Когда остановился и отдыхать стал, он сказал мне: “Что вы взволнованы”, не думая, что я устал и нужно бы посидеть, а думая о чём-то другом.
На проповеди он написал: “Углубление в предмет очень заметно, хоть предмет всё ещё не исследован. Впрочем, благословляется сказать”.
Эта проповедь сказана мной при архиерейском служении в соборе.
Это бывало хоть и редко, но крайне тяжело в нравственном отношении. Уже давно вышел я из учеников, и уж насолило это ученичество в продолжение долгой учебной школы, а тут ещё сумасбродный архиерей Варлаам обращается с тобой и с твоими проповедями по-школярски.
Так отводили мы, что называется, душу свою ропотом и бранью на Варлаама в своей компании и тихомолком в других местах.
Не менее тяжёл был Варлаам и на экзаменах в семинарии. Когда приезжал на какой-либо предмет экзамена, непременно должна была собраться вся корпорация наставников, встретить его чуть не за воротами, подобострастно, как идолу, поклоняться – надо заметить, что дома ему кланялись в ноги; и затем всем сидеть на экзамене до конца.

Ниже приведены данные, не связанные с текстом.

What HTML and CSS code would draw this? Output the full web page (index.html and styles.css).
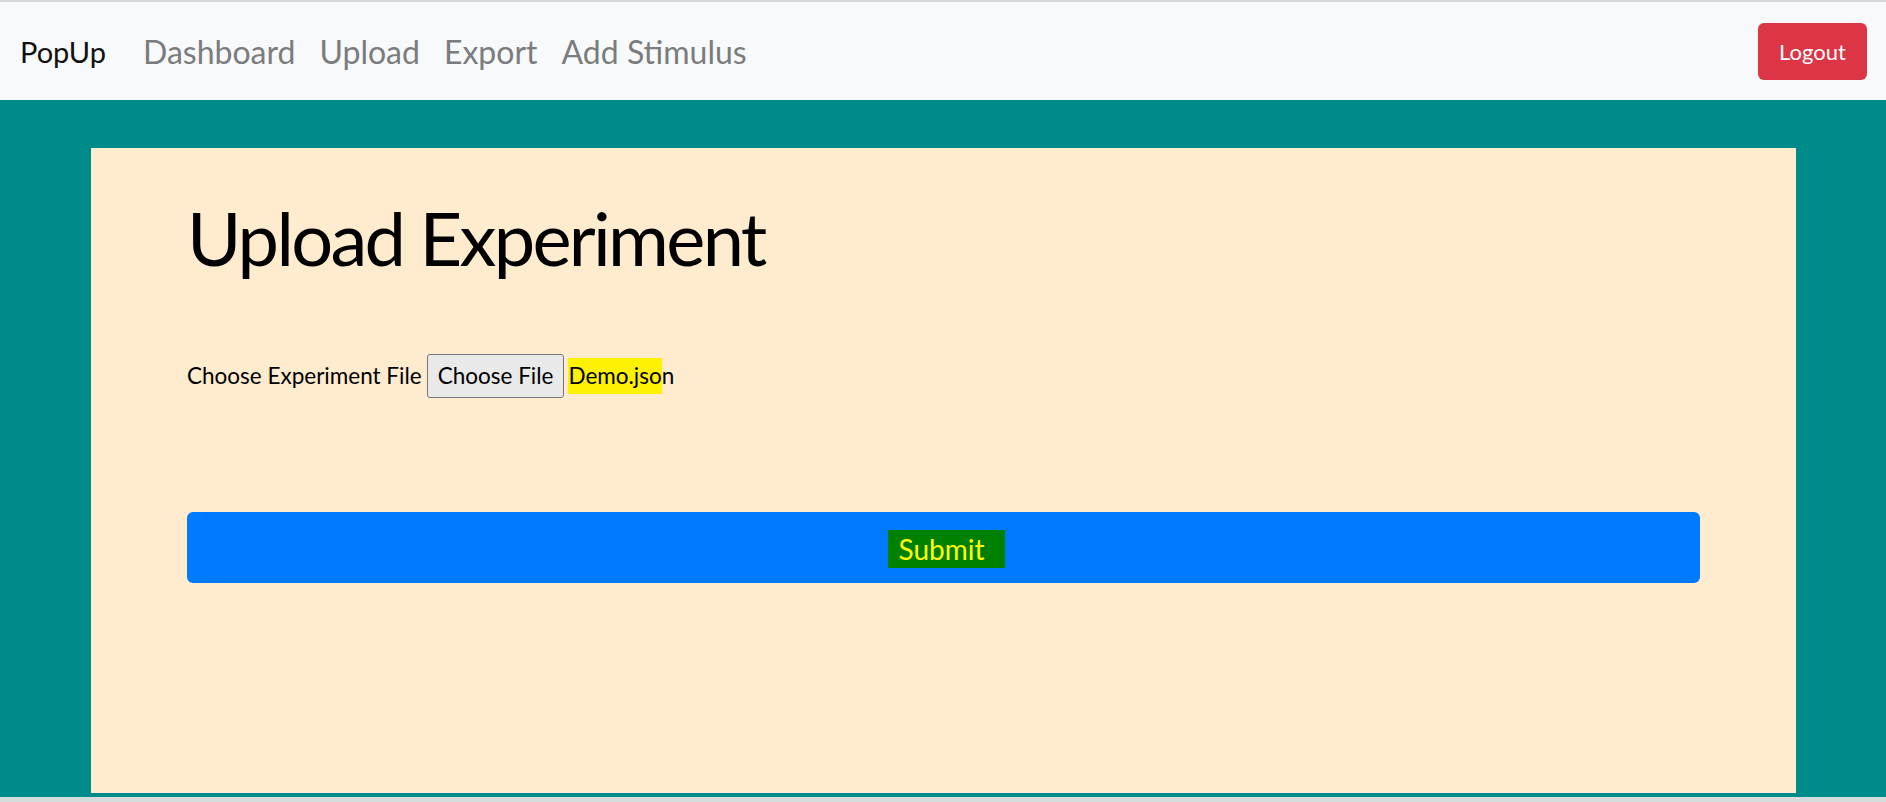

На экзамене он уже и ломался во всю свою владычну силу и волю, не экзаменуя, а теша лишь себя, чрез свою потеху, над учениками и над их учителями.
Без возмущения я не могу вспомнить такой сцены на экзамене, которую владыка проделывал, как комедию.
Вот вызваны для ответов три ученика, с ними сбоку стоит и учитель, как лицо ответственное. Ученики робко читают наизусть, что им назначено к ответу. Варлаам сурово слушает… И вдруг, останавливая отвечающего, задаёт на разрешение свой вопрос, пришедший ли ему внезапно, или заранее придуманный, на который ученик недоумевает, что сказать, и боится, как бы в чём не попасться. Помолчав несколько, Варлаам хмуро кивает головой в сторону учителя, говоря: “Ну, учитель?” Учитель начинает говорить, что находит нужным. Варлаам строго говорит: “Нет, не то”, и если учитель боек и говорит всё так, или иначе, на разные лады, – Варлаам постоянно удерживает или осаждает его одними только словами: “Всё не то, да не то”. Затем перебирает других сидящих на виду учителей других предметов, и всех переберёт, часто до последнего сидящего. Кого знает, поднимает так: “Ну-ка, Спасский протоиерей! Ну-ка, протоиерей Троицкий?” “Всё не то”, – говорит на слова протоиереев мудрёный Варлаам. “А ну-ка, новенький”, кивая в нашу группу, “как вас там учили?” И новеньким скажет то же: всё не то. Ну-ка, отец инспектор? Инспектор поднимается медленно, с грустной улыбкой, прижимая к груди своей архимандричий крест, начинает говорить, что думает. Варлаам, помахивая головой, озадачивает его словами: “Эх, учитель Израилев, сих ли не веси! Ну, отец ректор?” Убогонький Евпсихий заёрзает на кресле около архиерея, и с подобострастной улыбкой что-то начинает в уши архиерея тихонько говорить, и тем легко от него отделывался. Ему Варлаам ничего почему-то, бывало, не скажет. И, наконец, Варлаам всё поканчивает так: “А мне кажется, дело-то простое: вот что я хотел слышать, – и скажет в трёх-четырёх словах уже до того простое, что все бывало, не надивятся: из-за чего же и весь “сыр-бор загорался?”